_EXTRACTED MATERIAL_
** Start **

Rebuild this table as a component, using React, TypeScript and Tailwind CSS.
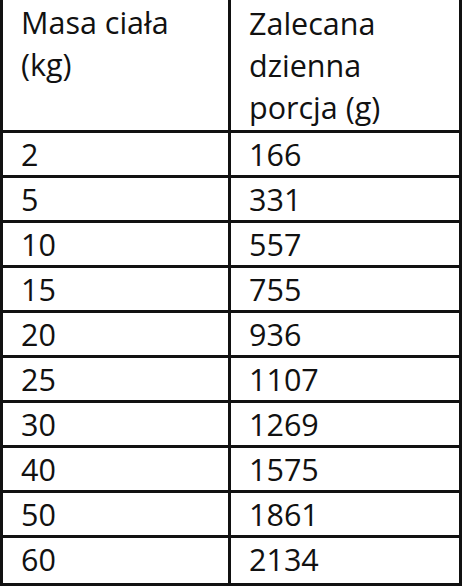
import React from "react";

const rows: [string, string][] = [
  ["2", "166"],
  ["5", "331"],
  ["10", "557"],
  ["15", "755"],
  ["20", "936"],
  ["25", "1107"],
  ["30", "1269"],
  ["40", "1575"],
  ["50", "1861"],
  ["60", "2134"],
];

export default function App() {
  return (
    <div className="w-[464px] h-[587px] bg-white text-[#111] font-['Open_Sans',sans-serif] text-[30.5px] leading-[42px]">
      <div className="w-[462px] border-l-[3px] border-r-[3px] border-b-[3px] border-[#111]">
        <div className="grid grid-cols-[228px_1fr] h-[133px] border-b-[3px] border-[#111]">
          <div className="border-r-[3px] border-[#111] pl-[18px] pt-[1px]">
            Masa ciała
            <br />
            (kg)
          </div>
          <div className="pl-[18px] pt-[2px]">
            Zalecana
            <br />
            dzienna
            <br />
            porcja (g)
          </div>
        </div>
        {rows.map(([kg, g], i) => (
          <div
            key={kg}
            className={
              "grid grid-cols-[228px_1fr] h-[45px] " +
              (i < rows.length - 1 ? "border-b-[3px] border-[#111]" : "")
            }
          >
            <div className="border-r-[3px] border-[#111] pl-[18px]">{kg}</div>
            <div className="pl-[18px]">{g}</div>
          </div>
        ))}
      </div>
    </div>
  );
}
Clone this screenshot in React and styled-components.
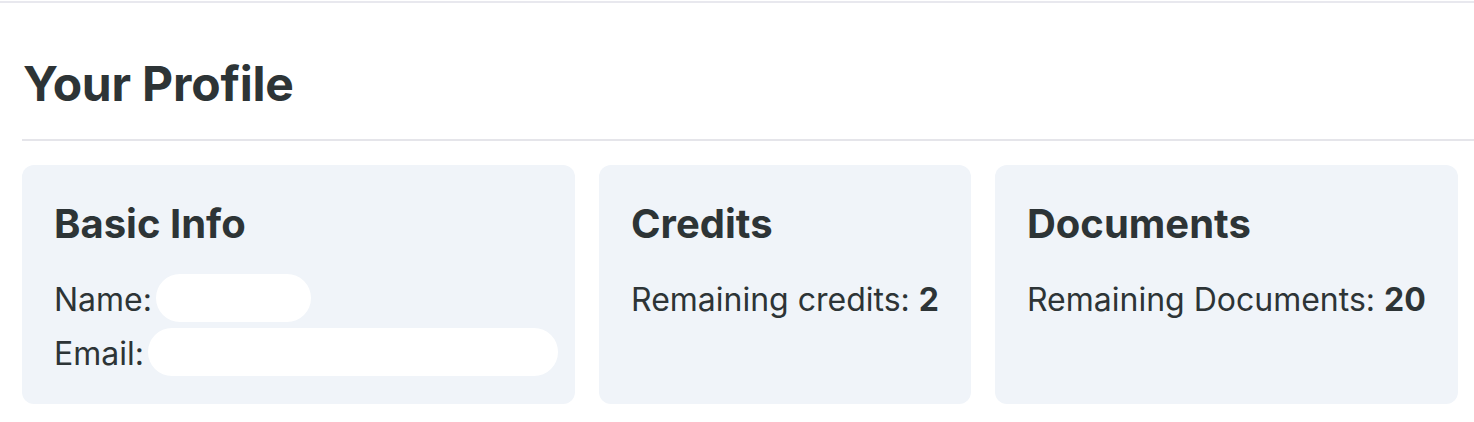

** End **

_SET EXERCISE_
The records above must be printed exactly; the pictures stay out.

_COMPLETE RESPONSE_
Rebuild this table as a component, using React, TypeScript and Tailwind CSS.
import React from "react";

const rows: [string, string][] = [
  ["2", "166"],
  ["5", "331"],
  ["10", "557"],
  ["15", "755"],
  ["20", "936"],
  ["25", "1107"],
  ["30", "1269"],
  ["40", "1575"],
  ["50", "1861"],
  ["60", "2134"],
];

export default function App() {
  return (
    <div className="w-[464px] h-[587px] bg-white text-[#111] font-['Open_Sans',sans-serif] text-[30.5px] leading-[42px]">
      <div className="w-[462px] border-l-[3px] border-r-[3px] border-b-[3px] border-[#111]">
        <div className="grid grid-cols-[228px_1fr] h-[133px] border-b-[3px] border-[#111]">
          <div className="border-r-[3px] border-[#111] pl-[18px] pt-[1px]">
            Masa ciała
            <br />
            (kg)
          </div>
          <div className="pl-[18px] pt-[2px]">
            Zalecana
            <br />
            dzienna
            <br />
            porcja (g)
          </div>
        </div>
        {rows.map(([kg, g], i) => (
          <div
            key={kg}
            className={
              "grid grid-cols-[228px_1fr] h-[45px] " +
              (i < rows.length - 1 ? "border-b-[3px] border-[#111]" : "")
            }
          >
            <div className="border-r-[3px] border-[#111] pl-[18px]">{kg}</div>
            <div className="pl-[18px]">{g}</div>
          </div>
        ))}
      </div>
    </div>
  );
}
Clone this screenshot in React and styled-components.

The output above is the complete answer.